C6.3 - Measurement Error and Statistics of Pairing Microphones for Directional Arrays in Hearing Aids
- Event
- SENSOR+TEST Conferences 2011
2011-06-07 - 2011-06-09
Nürnberg - Band
- Proceedings SENSOR 2011
- Chapter
- C6 - Miniature Audio Transducers
- Author(s)
- D. Warren, C. King - Knowles Electronics, Itasca, Illinois (USA)
- Pages
- 471 - 476
- DOI
- 10.5162/sensor11/c6.3
- ISBN
- 978-3-9810993-9-3
- Price
- free
Abstract
Directional acoustic sensing in hearing aids has been demonstrated to be an effective means of improving the understanding of speech in background noise. Directionality in hearing aids may be implemented as a pair of omnidirectional microphones, digitally processed to form a directional response. It is highly desirable in hearing aid design for the device to be small and unseen when worn, so the distance between the mircophones must be short, between approximately 8mm and 16mm. With this close spacing of microphones, the microphones should be well matched in sensitivity magnitude and phase across frequencies. The hearing aid manufacturer may choose to compensate for microphone mismatch in their processing, or purchase microphones within an extremely tight specification. This presents an expensive burden on the microphone manufacturer, as tolerances of microphone pairs for directional performance are a small fraction of the tolerances of single microphones in volume production. It is financially infeasible to reject product based on tighter tolerances, and gauge requirements for testing adequately to control the process within the tight matching tolerance is not achievalble.
The compromise is to match the microphones, selecting pairs of microphones out of production batches that have similar sensitivity magnitude and phase across a range of frequencies. The idea of measuring sufficient to match devices with a tolerance forces a different analysis of gauge repeatability and reliability than controlling a process to tolerance. The conclusion of the analysis was that the production test system needed improvement, but that improvement was achievable without burdensome ongoing cost.

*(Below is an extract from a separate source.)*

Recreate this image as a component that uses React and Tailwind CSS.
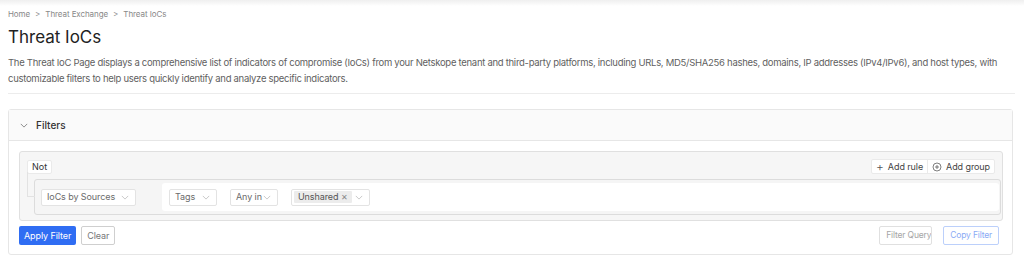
import React from 'react';

const Chevron = ({ className = '' }) => (
  <svg viewBox="0 0 10 6" className={`w-[8px] h-[5px] shrink-0 ${className}`} fill="none" stroke="currentColor" strokeWidth="0.9">
    <path d="M1 1l4 4 4-4" />
  </svg>
);

const Select = ({ label, className = '' }) => (
  <div className={`h-[17px] flex items-center justify-between whitespace-nowrap bg-white border border-[#e3e3e3] rounded-[2px] pl-[5px] pr-[6px] text-[9px] tracking-[-0.01em] text-[#6b6b6b] ${className}`}>
    <span>{label}</span>
    <Chevron className="text-[#b5b5b5]" />
  </div>
);

const App = () => {
  return (
    <div className="w-[1024px] h-[267px] overflow-hidden bg-white font-['Inter',sans-serif] text-[#333]">
      <div className="h-[6px] bg-gradient-to-b from-[#efefef] to-white" />
      <div className="px-2">
        <div className="flex items-center gap-[5px] text-[8px] leading-[12px] tracking-[-0.01em] text-[#888] mt-[2px]">
          <span>Home</span>
          <span>&gt;</span>
          <span>Threat Exchange</span>
          <span>&gt;</span>
          <span>Threat IoCs</span>
        </div>
        <h1 className="text-[17px] leading-[24px] text-[#222] mt-[5px]">Threat IoCs</h1>
        <p className="text-[9.5px] leading-[16px] tracking-[-0.03em] text-[#5f5f5f] mt-[6px] pr-[4px]">
          The Threat IoC Page displays a comprehensive list of indicators of compromise (IoCs) from your Netskope tenant and third-party platforms, including URLs, MD5/SHA256 hashes, domains, IP addresses (IPv4/IPv6), and host types, with customizable filters to help users quickly identify and analyze specific indicators.
        </p>
        <div className="border-t border-[#ececec] mt-[6px] mr-[1px]" />

        <div className="mt-[15px] mr-[3px] border border-[#e6e6e6] rounded-[3px]">
          <div className="h-[31px] bg-[#fafafa] border-b border-[#e6e6e6] flex items-center pl-[11px] gap-[8px]">
            <Chevron className="text-[#666]" />
            <span className="text-[10px] font-medium text-[#333]">Filters</span>
          </div>
          <div className="pt-[10px] pb-[9px] pl-[10px] pr-[9px]">
            <div className="relative bg-[#f6f6f6] border border-[#e0e0e0] rounded-[3px] pt-[7px] pb-[5px] pl-[7px] pr-[1px]">
              <div className="flex items-center justify-between pr-[6px]">
                <div className="h-[14px] px-[4px] flex items-center bg-white border border-[#eaeaea] rounded-[2px] text-[9px] text-[#333]">Not</div>
                <div className="flex items-stretch h-[15px] bg-white border border-[#eaeaea] rounded-[2px] text-[9px] tracking-[-0.01em] text-[#444] whitespace-nowrap">
                  <div className="flex items-center gap-[4px] px-[4px] border-r border-[#eaeaea]">
                    <span className="text-[12px] leading-none font-light text-[#555]">+</span>
                    <span>Add rule</span>
                  </div>
                  <div className="flex items-center gap-[4px] px-[4px]">
                    <svg viewBox="0 0 12 12" className="w-[10px] h-[10px]" fill="none" stroke="#555" strokeWidth="0.9">
                      <circle cx="6" cy="6" r="4.8" />
                      <path d="M6 3.6v4.8M3.6 6h4.8" />
                    </svg>
                    <span>Add group</span>
                  </div>
                </div>
              </div>
              <div className="absolute left-[7px] top-[20px] w-[8px] h-[25px] border-l border-b border-[#e2e2e2]" />
              <div className="ml-[7px] mt-[5px] h-[36px] flex items-center bg-[#f5f5f5] border border-[#dcdcdc] rounded-[3px] pl-[6px] pr-[1px]">
                <Select label="IoCs by Sources" className="w-[95px]" />
                <div className="ml-[26px] flex-1 h-[28px] bg-white rounded-[3px] flex items-center pl-[7px] gap-[13px]">
                  <Select label="Tags" className="w-[48px]" />
                  <Select label="Any in" className="w-[48px]" />
                  <div className="h-[17px] w-[79px] flex items-center justify-between bg-white border border-[#e3e3e3] rounded-[2px] pl-[2px] pr-[6px]">
                    <div className="h-[12px] flex items-center gap-[3px] bg-[#ececec] rounded-[1px] px-[4px] text-[9px] tracking-[-0.01em] text-[#555] whitespace-nowrap">
                      <span>Unshared</span>
                      <span className="text-[8px] text-[#888]">✕</span>
                    </div>
                    <Chevron className="text-[#b5b5b5]" />
                  </div>
                </div>
              </div>
            </div>
            <div className="flex items-center justify-between mt-[5px] pr-[4px] text-[9px] tracking-[-0.01em] whitespace-nowrap">
              <div className="flex gap-[5px]">
                <button className="h-[19px] px-[5px] bg-[#2f6df3] text-white rounded-[2px]">Apply Filter</button>
                <button className="h-[19px] px-[5px] bg-white border border-[#cfcfcf] text-[#777] rounded-[2px]">Clear</button>
              </div>
              <div className="flex gap-[11px] text-[8.5px] tracking-[-0.02em]">
                <button className="h-[19px] w-[53px] overflow-hidden text-left pl-[6px] bg-white border border-[#e0e0e0] text-[#a5a5a5] rounded-[2px]">Filter Query</button>
                <button className="h-[19px] px-[6px] bg-white border border-[#bcd0fb] text-[#8aaaf5] rounded-[2px]">Copy Filter</button>
              </div>
            </div>
          </div>
        </div>
      </div>
    </div>
  );
};

export default App;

Several criteria are used to determine if a pair of microphones is a match. The challenge is to maximize the number of pairs pulled from a batch. In general this is a difficult nonlinear integer optimization problem, but a simple algorithm based on graph theory comes close to the optimum solution. The number of pairs can be approximated from a product of a function of the ratio of production variation to matching tolerance for each independet variable.